Copy the data below exactly, omitting any picture it contains.

▸ **SOURCE MATERIAL**
^^^^^^^^

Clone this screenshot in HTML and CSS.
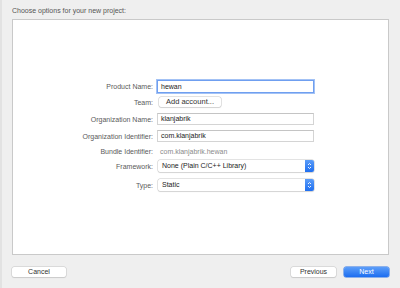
FILE: index.html
```html
<!DOCTYPE html>
<html lang="en">
<head>
    <meta charset="UTF-8">
    <title>Choose options for your new project</title>
    <link rel="stylesheet" href="styles.css">
</head>
<body>
<div class="window">
    <div class="title">Choose options for your new project:</div>

    <div class="panel">
        <div class="form">
            <div class="row r-product">
                <label>Product Name:</label>
                <div class="field focused">hewan</div>
            </div>
            <div class="row r-team">
                <label>Team:</label>
                <button class="btn small">Add account...</button>
            </div>
            <div class="row r-org">
                <label>Organization Name:</label>
                <div class="field">klanjabrik</div>
            </div>
            <div class="row r-orgid">
                <label>Organization Identifier:</label>
                <div class="field">com.klanjabrik</div>
            </div>
            <div class="row r-bundle">
                <label>Bundle Identifier:</label>
                <div class="plain">com.klanjabrik.hewan</div>
            </div>
            <div class="row r-framework">
                <label>Framework:</label>
                <div class="popup">
                    <span>None (Plain C/C++ Library)</span>
                    <span class="stepper">
                        <svg width="5" height="8" viewBox="0 0 5 8"><path d="M1 3 L2.5 1.5 L4 3 M1 5 L2.5 6.5 L4 5" fill="none" stroke="#fff" stroke-width="0.9"/></svg>
                    </span>
                </div>
            </div>
            <div class="row r-type">
                <label>Type:</label>
                <div class="popup">
                    <span>Static</span>
                    <span class="stepper">
                        <svg width="5" height="8" viewBox="0 0 5 8"><path d="M1 3 L2.5 1.5 L4 3 M1 5 L2.5 6.5 L4 5" fill="none" stroke="#fff" stroke-width="0.9"/></svg>
                    </span>
                </div>
            </div>
        </div>
    </div>

    <div class="footer">
        <button class="btn wide">Cancel</button>
        <div class="right">
            <button class="btn wide">Previous</button>
            <button class="btn wide primary">Next</button>
        </div>
    </div>
</div>
</body>
</html>
```

FILE: styles.css
```css
* {
    margin: 0;
    padding: 0;
    box-sizing: border-box;
}

body {
    font-family: 'Liberation Sans', Arial, sans-serif;
    font-size: 7px;
    background-color: #efefef;
    color: #222;
    width: 400px;
    height: 288px;
    overflow: hidden;
}

.window {
    height: 288px;
    border-left: 2px solid #e2e2e2;
    padding: 0 10px 0 10px;
}

.title {
    height: 19px;
    padding-top: 7px;
    color: #555;
    font-size: 7px;
}

.panel {
    background: white;
    border: 1px solid #c9c9c9;
    width: 377px;
    height: 236px;
}

.form {
    padding-top: 60px;
}

.row {
    display: grid;
    grid-template-columns: 140px 157px;
    column-gap: 4px;
    align-items: center;
    height: 12px;
}

.row label {
    text-align: right;
    color: #5a5a5a;
    white-space: nowrap;
}

.r-product { height: 13px; }
.r-team { margin-top: 3px; }
.r-org { margin-top: 5px; }
.r-orgid { margin-top: 5px; }
.r-bundle { margin-top: 4px; height: 10px; }
.r-framework { margin-top: 4px; }
.r-type { margin-top: 7px; }

.field {
    height: 12px;
    border: 1px solid #d4d4d4;
    border-top-color: #c4c4c4;
    background: white;
    padding: 0 3px;
    line-height: 10px;
    color: #222;
}

.field.focused {
    height: 13px;
    border: 1px solid #6f9ff0;
    box-shadow: 0 0 0 1px #a3c2f5;
    line-height: 11px;
}

.plain {
    color: #8a8a8a;
    padding-left: 3px;
}

.popup {
    height: 12px;
    margin-left: 1px;
    width: 156px;
    display: flex;
    justify-content: space-between;
    align-items: center;
    background: white;
    border-radius: 2px;
    box-shadow: 0 0 0 0.5px #c8c8c8, 0 1px 1px rgba(0,0,0,0.12);
    padding-left: 4px;
    line-height: 12px;
}

.stepper {
    width: 9px;
    height: 12px;
    background: linear-gradient(#5a9cf8, #1f6ff0);
    border-radius: 0 2px 2px 0;
    display: flex;
    align-items: center;
    justify-content: center;
}

.btn {
    font-family: 'Liberation Sans', Arial, sans-serif;
    font-size: 7px;
    color: #333;
    background: white;
    border: none;
    border-radius: 2px;
    box-shadow: 0 0 0 0.5px #c6c6c6, 0 1px 1px rgba(0,0,0,0.12);
    height: 10px;
    line-height: 10px;
}

.btn.small {
    width: 62px;
    margin-left: 2px;
    font-size: 7.5px;
}

.btn.wide {
    width: 45px;
}

.footer {
    display: flex;
    justify-content: space-between;
    margin-top: 12px;
    width: 377px;
}

.footer > .btn {
    width: 54px;
}

.right {
    display: flex;
    gap: 8px;
}

.btn.primary {
    background: linear-gradient(#5c9ef9, #1c6df0);
    color: white;
    box-shadow: 0 0 0 0.5px #2a72e6;
}
```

^^^^^^^^

▸ **SOLUTION FOR THIS EXERCISE**
Clone this screenshot in HTML and CSS.
FILE: index.html
```html
<!DOCTYPE html>
<html lang="en">
<head>
    <meta charset="UTF-8">
    <title>Choose options for your new project</title>
    <link rel="stylesheet" href="styles.css">
</head>
<body>
<div class="window">
    <div class="title">Choose options for your new project:</div>

    <div class="panel">
        <div class="form">
            <div class="row r-product">
                <label>Product Name:</label>
                <div class="field focused">hewan</div>
            </div>
            <div class="row r-team">
                <label>Team:</label>
                <button class="btn small">Add account...</button>
            </div>
            <div class="row r-org">
                <label>Organization Name:</label>
                <div class="field">klanjabrik</div>
            </div>
            <div class="row r-orgid">
                <label>Organization Identifier:</label>
                <div class="field">com.klanjabrik</div>
            </div>
            <div class="row r-bundle">
                <label>Bundle Identifier:</label>
                <div class="plain">com.klanjabrik.hewan</div>
            </div>
            <div class="row r-framework">
                <label>Framework:</label>
                <div class="popup">
                    <span>None (Plain C/C++ Library)</span>
                    <span class="stepper">
                        <svg width="5" height="8" viewBox="0 0 5 8"><path d="M1 3 L2.5 1.5 L4 3 M1 5 L2.5 6.5 L4 5" fill="none" stroke="#fff" stroke-width="0.9"/></svg>
                    </span>
                </div>
            </div>
            <div class="row r-type">
                <label>Type:</label>
                <div class="popup">
                    <span>Static</span>
                    <span class="stepper">
                        <svg width="5" height="8" viewBox="0 0 5 8"><path d="M1 3 L2.5 1.5 L4 3 M1 5 L2.5 6.5 L4 5" fill="none" stroke="#fff" stroke-width="0.9"/></svg>
                    </span>
                </div>
            </div>
        </div>
    </div>

    <div class="footer">
        <button class="btn wide">Cancel</button>
        <div class="right">
            <button class="btn wide">Previous</button>
            <button class="btn wide primary">Next</button>
        </div>
    </div>
</div>
</body>
</html>
```

FILE: styles.css
```css
* {
    margin: 0;
    padding: 0;
    box-sizing: border-box;
}

body {
    font-family: 'Liberation Sans', Arial, sans-serif;
    font-size: 7px;
    background-color: #efefef;
    color: #222;
    width: 400px;
    height: 288px;
    overflow: hidden;
}

.window {
    height: 288px;
    border-left: 2px solid #e2e2e2;
    padding: 0 10px 0 10px;
}

.title {
    height: 19px;
    padding-top: 7px;
    color: #555;
    font-size: 7px;
}

.panel {
    background: white;
    border: 1px solid #c9c9c9;
    width: 377px;
    height: 236px;
}

.form {
    padding-top: 60px;
}

.row {
    display: grid;
    grid-template-columns: 140px 157px;
    column-gap: 4px;
    align-items: center;
    height: 12px;
}

.row label {
    text-align: right;
    color: #5a5a5a;
    white-space: nowrap;
}

.r-product { height: 13px; }
.r-team { margin-top: 3px; }
.r-org { margin-top: 5px; }
.r-orgid { margin-top: 5px; }
.r-bundle { margin-top: 4px; height: 10px; }
.r-framework { margin-top: 4px; }
.r-type { margin-top: 7px; }

.field {
    height: 12px;
    border: 1px solid #d4d4d4;
    border-top-color: #c4c4c4;
    background: white;
    padding: 0 3px;
    line-height: 10px;
    color: #222;
}

.field.focused {
    height: 13px;
    border: 1px solid #6f9ff0;
    box-shadow: 0 0 0 1px #a3c2f5;
    line-height: 11px;
}

.plain {
    color: #8a8a8a;
    padding-left: 3px;
}

.popup {
    height: 12px;
    margin-left: 1px;
    width: 156px;
    display: flex;
    justify-content: space-between;
    align-items: center;
    background: white;
    border-radius: 2px;
    box-shadow: 0 0 0 0.5px #c8c8c8, 0 1px 1px rgba(0,0,0,0.12);
    padding-left: 4px;
    line-height: 12px;
}

.stepper {
    width: 9px;
    height: 12px;
    background: linear-gradient(#5a9cf8, #1f6ff0);
    border-radius: 0 2px 2px 0;
    display: flex;
    align-items: center;
    justify-content: center;
}

.btn {
    font-family: 'Liberation Sans', Arial, sans-serif;
    font-size: 7px;
    color: #333;
    background: white;
    border: none;
    border-radius: 2px;
    box-shadow: 0 0 0 0.5px #c6c6c6, 0 1px 1px rgba(0,0,0,0.12);
    height: 10px;
    line-height: 10px;
}

.btn.small {
    width: 62px;
    margin-left: 2px;
    font-size: 7.5px;
}

.btn.wide {
    width: 45px;
}

.footer {
    display: flex;
    justify-content: space-between;
    margin-top: 12px;
    width: 377px;
}

.footer > .btn {
    width: 54px;
}

.right {
    display: flex;
    gap: 8px;
}

.btn.primary {
    background: linear-gradient(#5c9ef9, #1c6df0);
    color: white;
    box-shadow: 0 0 0 0.5px #2a72e6;
}
```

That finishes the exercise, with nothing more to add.